Elements of Parallel Database processing

Following are the key element of Parallel Database Processing: 

1) Speed-up and Scale-up: Measure of the performance goals of parallel processing in terms of two important properties: 

i) Speed-up: Speedup is the extent to which more hardware can perform the same task in less time than the original system. With added hardware, speedup holds the task constant and measures time savings. Figure 3.4 shows how each parallel hardware system performs half of the original task in half the time required to perform it on a single system. 

With good speedup. additional processors reduce system response time. One can measure speed-up using this formula: 

Speedup = Time_Original/Time_Parallel.

Where, Time - Parallel is the elapsed time spent by a, parallel system on the same task

ii) Scale-up: Scale-up is the factor that expresses how much more work can be done in the same time period by a larger system. With added hardware, a formula for scale-up holds the time constant and measures the increased size of the job which can be done. 

if transaction volumes grow and you have good scale-up, one can keep response time constant by adding hardware resources such as CPUs. 

One can measure scale-up using this formula: 

Scaleup =  Volume_Parallel/Volume_Original 

Where, Volume Parallel is the transaction volume processed in a given amount of time on a parallel system. 

2) Synchronization: Co-ordination of concurrent tasks is called synchronization. Synchronization is necessary for correctness. The key to successful parallel processing is to divide tasks so very little synchronization is necessary. The less synchronization necessary, the better the speedup and scaleup. 

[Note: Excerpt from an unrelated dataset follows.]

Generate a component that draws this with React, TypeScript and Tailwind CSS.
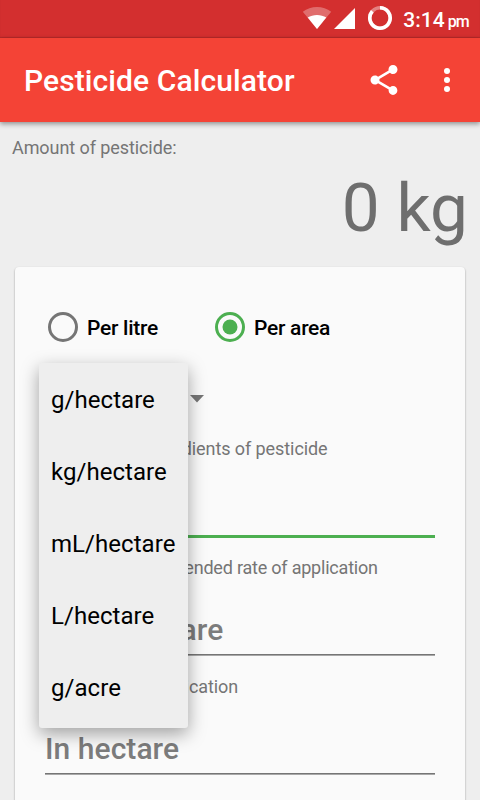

In parallel processing among nodes, having a high-speed interconnect among the parallel processors is helpful. The overhead of this synchronization can be very expensive if a great deal of inter-node communication is necessary. 

For parallel processing within a node, messaging is not necessary: shared memory is used instead. Messaging and locking between nodes is handled by the Integrated Distributed Lock Manager (IDLM). 

The amount of synchronization depends on the amount of resources and the number of users and tasks working on the resources. Little synchronization may be needed to co-ordinate a small number of concurrent tasks, but significant synchronization may be necessary to co-ordinate many concurrent tasks. 

3) Locking: Locks are resource control mechanisms that synchronize tasks. Many different types of locking mechanisms are required to synchronize tasks required by parallel processing. 

The Integrated Distributed Lock Manager (Integrated DLM or IDLM) is the internal locking facility used with OPS. It co-ordinates resource sharing between nodes running on a parallel server and the instances of a parallel server use the IDLM to communicate with each other and co-ordinate modification of database resources. Each node operates independently of Other nodes, except when contending for the same resource. 

The IDLM allows applications to synchronize access to resources such as data: software and peripheral devices. so concurrent requests for the same resource are co-ordinated among applications running on different nodes. The IDLM performs the following services for applications:
  1. Keeps track of the current "ownership" of a resource. 
  2. Accepts lock requests for resources from application processes. 
  3. Notifies the requesting process when a lock on a resource is available. 
  4. Notifies processes blocking a resource that they should release or downgrade a lock. 
  5. Obtains access to a resource for a process. 
4) Messaging: Parallel processing performs best when one has fast and efficient communication among nodes. The optimal type of system to have is one with high bandwidth and low latency that efficiently communicates with the IDLM. Bandwidth is the total size of messages that can be sentper second. Latency is the time in seconds that it takes to place a message on interconnect and receive a response. 

Most Massively Parallel Processor (MPP) systems and clusters have networks with reasonably high bandwidths. Latency, on the other hand. is an operating system issue that is mostly influenced by interconnect software and interconnect protocols. MPP systems and most clusters, characteristically use interconnects with high bandwidth .and low latency; other clusters may use Ethernet connections with relatively low bandwidth and high latency.